We buckled ourselves into our van with our pups and hit the road to rediscover ourselves without the chains of our previous life and to find where we'd like to replace our anchor.

Jayme Serbell nad her husband cooking in their new mexico home
The author and her partner settled down in a house in New Mexico.

Courtesy of Jayme Serbell

From April 2017 to April 2019, we discovered the magnificent, hidden corners of almost every state. We camped in humid Florida, snowy Vermont, busy California, and sleepy Wyoming.

Every pocket we investigated had something remarkable that ignited our excitement and something tricky that made us second-guess a home there. Each area brought us one step closer to our end goal.

Everything shifted overnight

In March 2019, we were back in St. Louis to visit our family. My period had been irregular ever since I had experimented with hormonal birth control, so we could never quite pin down my cycle.

We were planning our next departure, and I took a pregnancy test to prove I was not pregnant, for our own peace of mind.

This wasn't the timeline we had planned, but one thing living in a van had taught us was to find comfort in the unexpected.
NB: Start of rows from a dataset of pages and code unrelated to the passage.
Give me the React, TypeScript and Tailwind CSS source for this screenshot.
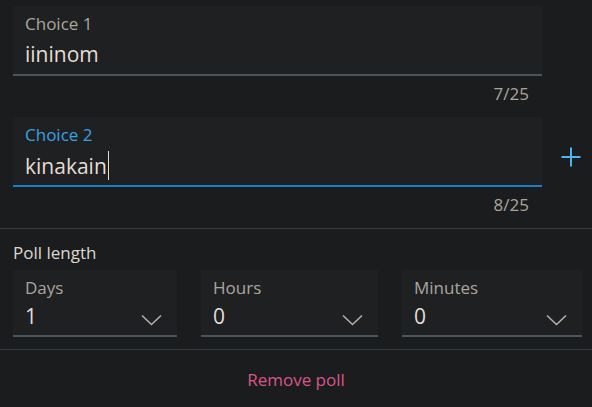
interface Choice {
  label: string;
  value: string;
  focused?: boolean;
}

const choices: Choice[] = [
  { label: 'Choice 1', value: 'iininom' },
  { label: 'Choice 2', value: 'kinakain', focused: true },
];

const durations = [
  { label: 'Days', value: '1', width: 'w-[164px]' },
  { label: 'Hours', value: '0', width: 'w-[177px]' },
  { label: 'Minutes', value: '0', width: 'w-[180px]' },
];

function PlusIcon() {
  return (
    <svg width="20" height="20" viewBox="0 0 20 20" className="text-[#4cb3f5]">
      <path d="M10 0.5v19M0.5 10h19" stroke="currentColor" strokeWidth="2" fill="none" />
    </svg>
  );
}

function Chevron() {
  return (
    <svg width="21" height="12" viewBox="0 0 21 12" className="text-[#b5b0a8]">
      <path d="M1 1.5l9.5 9 9.5-9" stroke="currentColor" strokeWidth="1.6" fill="none" />
    </svg>
  );
}

function ChoiceField({ choice }: { choice: Choice }) {
  return (
    <div>
      <div className="flex">
        <div
          className={`flex h-[70px] w-[529px] flex-col border-b-2 bg-[#1f2022] px-[12px] pt-[7px] ${
            choice.focused ? 'border-[#1a7fc7]' : 'border-[#4b545d]'
          }`}
        >
          <span
            className={`text-[17px] leading-[22px] ${
              choice.focused ? 'text-[#3aa0e3]' : 'text-[#aaa69e]'
            }`}
          >
            {choice.label}
          </span>
          <span className="mt-[5px] flex items-center text-[21px] leading-[28px] text-[#e2ded6]">
            {choice.value}
            {choice.focused && <span className="ml-[1px] h-[29px] w-px bg-[#e2ded6]" />}
          </span>
        </div>
        {choice.focused && (
          <div className="pl-[19px] pt-[30px]">
            <PlusIcon />
          </div>
        )}
      </div>
      <div className="h-[41px] w-[529px] pr-[13px] pt-[7px] text-right text-[17px] leading-[22px] text-[#aaa69e]">
        {choice.value.length}/25
      </div>
    </div>
  );
}

export default function App() {
  return (
    <div className="h-[407px] w-[592px] overflow-hidden bg-[#1b1c1e] font-['Open_Sans',sans-serif]">
      <div className="pl-[13px] pt-[6px]">
        {choices.map((choice) => (
          <ChoiceField key={choice.label} choice={choice} />
        ))}
      </div>

      <div className="h-px bg-[#363d45]" />

      <div className="pl-[13px] pt-[13px]">
        <p className="text-[17px] leading-[22px] text-[#dcd8d0]">Poll length</p>
        <div className="mt-[6px] flex gap-[24px]">
          {durations.map((d) => (
            <div
              key={d.label}
              className={`${d.width} flex h-[67px] shrink-0 flex-col border-b-2 border-[#4b545d] bg-[#1f2022] pl-[12px] pr-[13px] pt-[7px]`}
            >
              <span className="text-[17px] leading-[22px] text-[#aaa69e]">{d.label}</span>
              <div className="mt-[3px] flex items-center justify-between">
                <span className="text-[21px] leading-[28px] text-[#e2ded6]">{d.value}</span>
                <div className="mr-[2px] mt-[8px]">
                  <Chevron />
                </div>
              </div>
            </div>
          ))}
        </div>
      </div>

      <div className="mt-[12px] h-px bg-[#363d45]" />

      <div className="pt-[18px] text-center text-[17px] leading-[24px] text-[#d9558a]">Remove poll</div>
    </div>
  );
}
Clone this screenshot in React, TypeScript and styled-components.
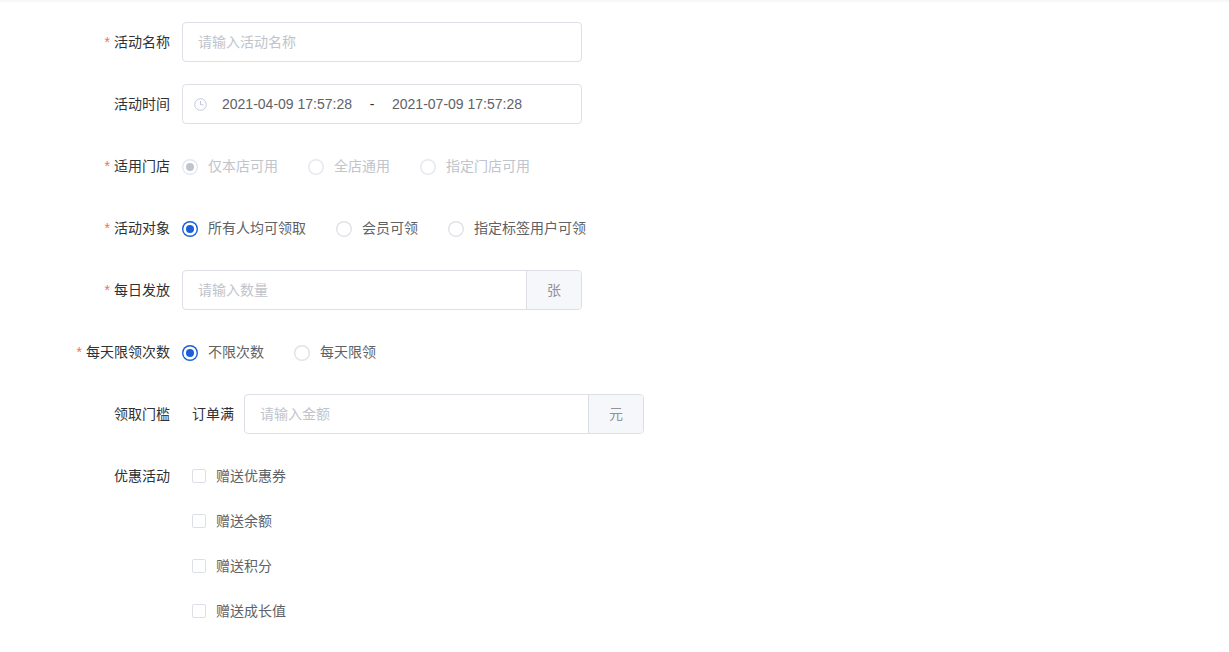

Flexibility is one of your greatest tools when you travel full-time. You never know what obstacles are going to throw you off course.

Giddy with excitement, John chose to scrap our plans we had laid out for the rest of the year. We now needed to make our most important decision. Where do we want to have this baby?

Life made us decide which path we wanted to take next

Throughout our travels, we found ourselves returning to New Mexico. The warm sun, the dry air, the beautiful winters, and the towering mountains all took our breath away. It was diverse, eclectic, artistic, and inspiring. We joked it was like Colorado, but without any of the people. We both felt the call and picked up the phone.

Shortly after the positive pregnancy test, we lost the baby. Grief filled the van as we stared at the fork in the road.

We had to decide what we wanted now. Do we want to keep traveling? Or do we want to stay on this new path? The contemplation was minimal. The excitement and the loss had shown us what we wanted. We were ready to grow our family.

Trading in four wheels for four walls

We spent that summer exploring various properties. There was an unexpected grief in the search for a new residence. The van was our home. The road, our driveway. The wild, our backyard. Our identity was tied to the title "vanlifers", which meant we were constantly moving and on the go.

But now we were settling down and growing roots.

We outgrew our lifestyle quicker than we had planned, but we unlocked a new and exciting chapter when we bought an off-grid home on 40 acres. We weren't pumping the brakes on an adventurous life. We were just shifting gears.